Y nos pone como modelo a Cristo Jesús. La humildad de Jesús fue la puerta de nuestra salvación. Quería nuestra salvación y se entregó. Buscaba nuestra vida y no temió morir El. Se hizo en todo semejante a nosotros. Se abajó pasando por uno de tantos..., se rebajó hasta someterse a la muerte... no hizo alarde de su categoría de Dios, pero es el Señor. Dios está siempre dispuesto a ofrecer la amnistía, el perdón total, porque lo que quiere es la vida para nosotros.
Es lo que tenemos que saber imitar de Jesús en nuestra vida. Sentimientos propios de Cristo Jesús, que nos dice el apóstol. Eso significa esas actitudes nuevas que he de tener hacia los demás. Humildad, comprensión, amor. La humildad posibilita el encuentro, facilita la relación, abre los caminos del amor, crea cauces de comunión entre los que comenzamos a sentirnos hermanos.
Humildad que no es servilismo, pero que sí es capacidad de servicio. Humildad, como la de Cristo, que me hace mirar con una mirada distinta al otro, porque ya no será una mirada desde la prepotencia y desde el orgullo, sino la mirada del hermano que camina junto al hermano. Humildad que me lleva a la aceptación del otro; nunca a juzgar ni a condenar sino siempre a creer, entonces, y a esperar que también el otro puede cambiar. ¡Qué distinto será entonces nuestro corazón!
En la parábola del evangelio Jesús resalta precisamente eso. Aquel hijo que dijo en principio que no iría a la viña como le señalaba el padre, recapacitó y luego fue.
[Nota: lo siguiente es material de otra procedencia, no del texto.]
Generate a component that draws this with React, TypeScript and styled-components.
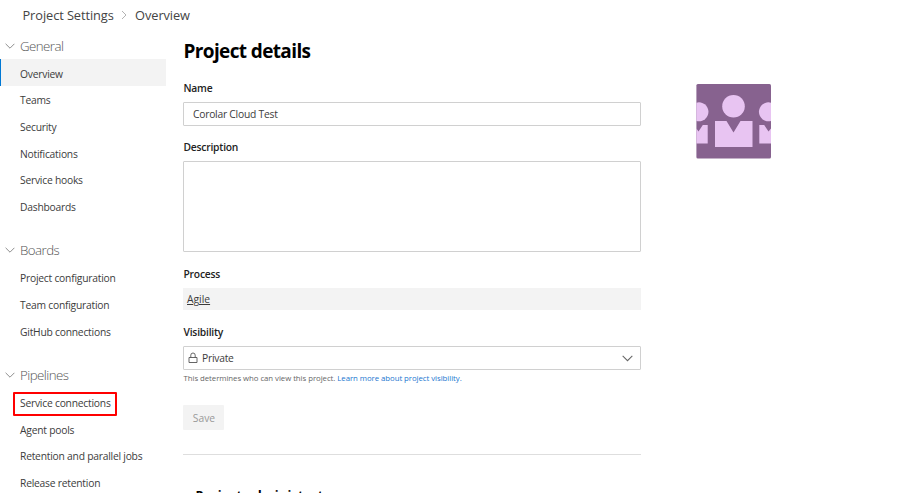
import React from 'react';
import styled, { createGlobalStyle } from 'styled-components';

const Global = createGlobalStyle`
  * { box-sizing: border-box; }
  html, body { margin: 0; background: #fff; overflow: hidden; }
  body { font-family: "Open Sans", "Noto Sans", sans-serif; color: #3c3c3c; }
`;

const Page = styled.div`
  height: 493px;
  display: flex;
  flex-direction: column;
  overflow: hidden;
`;

const Breadcrumb = styled.header`
  flex: 0 0 32.7px;
  display: flex;
  align-items: center;
  gap: 7.7px;
  padding: 0 0 2px 22.5px;
  font-size: 12.8px;
  letter-spacing: -0.08px;
  color: #444;
`;

const Body = styled.div`
  flex: 1;
  min-height: 0;
  display: flex;
`;

const Sidebar = styled.nav`
  width: 166px;
  flex: none;
  display: flex;
  flex-direction: column;
  gap: 18px;
`;

const GroupTitle = styled.div`
  height: 26.7px;
  display: flex;
  align-items: center;
  gap: 5px;
  padding-left: 5px;
  padding-bottom: 1px;
  font-size: 13.3px;
  font-weight: 300;
  letter-spacing: -0.55px;
  color: #555;
`;

const NavItem = styled.a<{ $selected?: boolean }>`
  height: 26.7px;
  display: flex;
  align-items: center;
  padding-top: 1.6px;
  padding-left: ${(p) => (p.$selected ? '19px' : '20px')};
  border-left: ${(p) => (p.$selected ? '1px solid #0078d4' : 'none')};
  background: ${(p) => (p.$selected ? '#f3f3f3' : 'transparent')};
  font-size: 10.3px;
  letter-spacing: -0.23px;
  white-space: nowrap;
`;

const Marked = styled.span`
  height: 24px;
  margin: 1px 0 0 -7px;
  padding: 0 4.5px 1px 5px;
  border: 2px solid #f00;
  border-radius: 1px;
  display: flex;
  align-items: center;
  line-height: 1;
`;

const Main = styled.main`
  width: 458px;
  margin-left: 17px;
  flex: none;
  display: flex;
  flex-direction: column;
  & > * { flex-shrink: 0; }
`;

const Title = styled.h1`
  margin: 4.3px 0 0;
  height: 28px;
  line-height: 28px;
  font-size: 19px;
  font-weight: 700;
  letter-spacing: -0.63px;
  padding-left: 0.5px;
  color: #000;
`;

const Label = styled.label<{ $top: number }>`
  height: 20px;
  margin-top: ${(p) => p.$top}px;
  line-height: 20px;
  font-size: 10.3px;
  font-weight: 600;
  letter-spacing: -0.22px;
  padding-left: 0.5px;
  color: #222;
`;

const Field = styled.div<{ $height: number; $top: number }>`
  height: ${(p) => p.$height}px;
  margin-top: ${(p) => p.$top}px;
  display: flex;
  align-items: center;
  padding: 0 9px;
  border: 1px solid #d0d0d0;
  border-radius: 1px;
  font-size: 10.3px;
  letter-spacing: -0.24px;
`;

const Select = styled(Field)`
  padding: 0 7px 0 4px;
  gap: 4px;
  & > span { flex: 1; }
`;

const Process = styled.div`
  height: 22px;
  margin-top: 4px;
  padding-left: 4px;
  line-height: 22px;
  background: #f3f3f3;
  font-size: 10.3px;
  text-decoration: underline;
`;

const Hint = styled.p`
  height: 14px;
  margin: 1px 0 0;
  padding-left: 0.5px;
  line-height: 14px;
  font-size: 7.8px;
  letter-spacing: -0.05px;
  color: #666;
  white-space: nowrap;
  & a { color: #1a76d0; }
`;

const Save = styled.button`
  width: 41px;
  height: 25px;
  margin: 20px 0 0;
  padding: 0 0 0 1px;
  border: 0;
  border-radius: 1px;
  background: #f3f3f3;
  color: #999;
  font: 10.3px "Open Sans", sans-serif;
`;

const Divider = styled.hr`
  width: 100%;
  height: 1px;
  margin: 24px 0 0;
  border: 0;
  background: #dedede;
`;

const SectionTitle = styled.h2`
  margin: 30px 0 0 12.5px;
  height: 22px;
  line-height: 22px;
  font-size: 12.6px;
  font-weight: 700;
  letter-spacing: 0.3px;
  color: #000;
`;

const Avatar = styled.svg`
  width: 75px;
  height: 75px;
  margin: 51px 0 0 55.3px;
  flex: none;
`;

const Chevron = ({ width = 10, color = '#888' }: { width?: number; color?: string }) => (
  <svg width={width} height={width * 0.6} viewBox="0 0 10 6" fill="none" stroke={color} strokeWidth="0.95">
    <path d="M.6.8 5 5.2 9.4.8" />
  </svg>
);

const groups = [
  { title: 'General', items: ['Overview', 'Teams', 'Security', 'Notifications', 'Service hooks', 'Dashboards'] },
  { title: 'Boards', items: ['Project configuration', 'Team configuration', 'GitHub connections'] },
  { title: 'Pipelines', items: ['Service connections', 'Agent pools', 'Retention and parallel jobs', 'Release retention'] },
];

export default function App() {
  return (
    <Page>
      <Global />
      <Breadcrumb>
        <span>Project Settings</span>
        <svg width="6" height="10" viewBox="0 0 6 10" fill="none" stroke="#aaa" strokeWidth="0.9">
          <path d="M1 1 5 5 1 9" />
        </svg>
        <span>Overview</span>
      </Breadcrumb>
      <Body>
        <Sidebar>
          {groups.map((g) => (
            <div key={g.title}>
              <GroupTitle>
                <Chevron />
                {g.title}
              </GroupTitle>
              {g.items.map((item) => (
                <NavItem key={item} $selected={item === 'Overview'}>
                  {item === 'Service connections' ? <Marked>{item}</Marked> : item}
                </NavItem>
              ))}
            </div>
          ))}
        </Sidebar>
        <Main>
          <Title>Project details</Title>
          <Label $top={13}>Name</Label>
          <Field $height={24} $top={4}>Corolar Cloud Test</Field>
          <Label $top={11.5}>Description</Label>
          <Field $height={91} $top={4} />
          <Label $top={12}>Process</Label>
          <Process>Agile</Process>
          <Label $top={12}>Visibility</Label>
          <Select $height={24} $top={4}>
            <svg width="10" height="12" viewBox="0 0 10 12" fill="none" stroke="#555" strokeWidth="0.9">
              <path d="M1 5.5h8v5h-8zM2.800 5.500V3.200a2.200 2.200 0 0 1 4.400 0v2.300" />
            </svg>
            <span>Private</span>
            <Chevron width={11} color="#666" />
          </Select>
          <Hint>
            This determines who can view this project. <a>Learn more about project visibility.</a>
          </Hint>
          <Save>Save</Save>
          <Divider />
          <SectionTitle>Project administrators</SectionTitle>
        </Main>
        <Avatar viewBox="0 0 75 75">
          <rect x="0.400" width="74.600" height="74.500" rx="1.500" fill="#87628f" />
          <g fill="#e8c4f2">
            <circle cx="37.500" cy="22.300" r="11.300" />
            <path d="M19 37h11.500l7 11.500 7-11.500H56.500v26H19z" />
            <path d="M.4 18.700A9.500 9.500 0 1 1 .4 37z" />
            <path d="M.4 44.500 2.500 47.500 6.800 41H11.700v18.500H.4z" />
            <path d="M75 18.700A9.500 9.500 0 1 0 75 37z" />
            <path d="M75 44.500 72.500 47.500 68.200 41H63.300v18.500H75z" />
          </g>
        </Avatar>
      </Body>
    </Page>
  );
}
Y Jesús resalta ante los sumos sacerdotes y los ancianos del pueblo que le escuchaban y que tan dados eran a juzgar y a condenar. ‘Os aseguro que los publicanos y las prostitutas os llevan la delantera en el camino del Reino de Dios...’ Habrán sido pecadores, viene a decirles Jesús, pero cambiaron su vida, escucharon la llamada e invitación a la conversión. Como decía el profeta ‘si recapacita y se convierte de los pecados cometidos, ciertamente vivirá y no morirá’.
Así es el corazón de Dios. Así tiene que ser también nuestro corazón.